Prove that there exists a $z \in Z(G)$ such that $yx = zxy$.

Let $G$ be a non-abelian group of order 27. Assume $x, y \in G$.

Prove that there exists a $z \in Z(G)$ such that $yx = zxy$.

HINT: Start by determining $Z(G)$. Consider the cosets of $Z(G)$.

I managed to come up with a solution to this, but I did it without the hint provided.

What I did:

I noticed that the commutator subgroup $G'$ of $G$ is a subgroup of $Z(G)$ since the center is normal in $G$. Then there exists an element $z \in Z(G)$ such that $z = yxy^{-1}x^{-1}$ for some $x, y \in G$. Then $zxy = yx$ as desired.

My attempt with the hint: Since G is a $p$-group of order $27 = 3^{3}$ so the center has order 3. i.e., $Z(G) = \{1, z, z^{-1}\}.$

I don't know how to proceed from here.


Solution 1:

I noticed that the commutator subgroup G′ of G is a subgroup of Z(G) since the center is normal in G.

The statement is true, the justification is not.
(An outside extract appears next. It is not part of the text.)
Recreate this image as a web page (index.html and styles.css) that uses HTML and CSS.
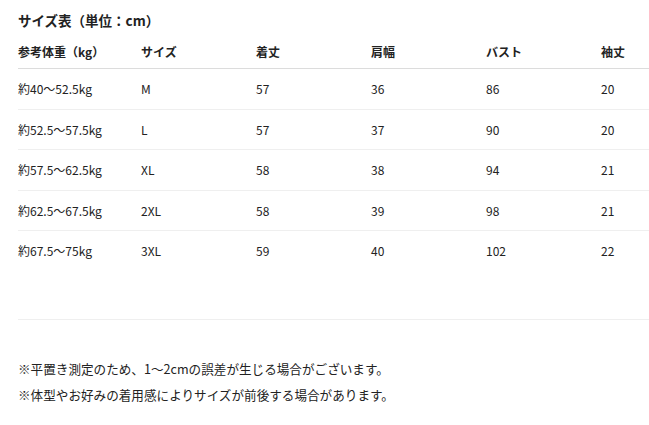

The commutator subgroup is not contained in every normal subgroup unless the group is Abelian.

With the hint. You already know that the center is of order $3$, so $G/Z(G)$ is of order $9$ and hence Abelian. Take $x,y\in G$. Then $x\in xZ(G), y\in yZ(G)$. The commutator of these two cosets must be then $Z(G)$ (the identity of $G/Z(G)$). So $[x,y]\in Z(G)$, so $xyx^{-1}y^{-1}=z\in Z(G)$ and you are done.

Solution 2:

Just note that since $G/Z(G)$ has order $9$, it must be abelian, so $\forall x, y \in G~(xyZ(G)=yxZ(G))$.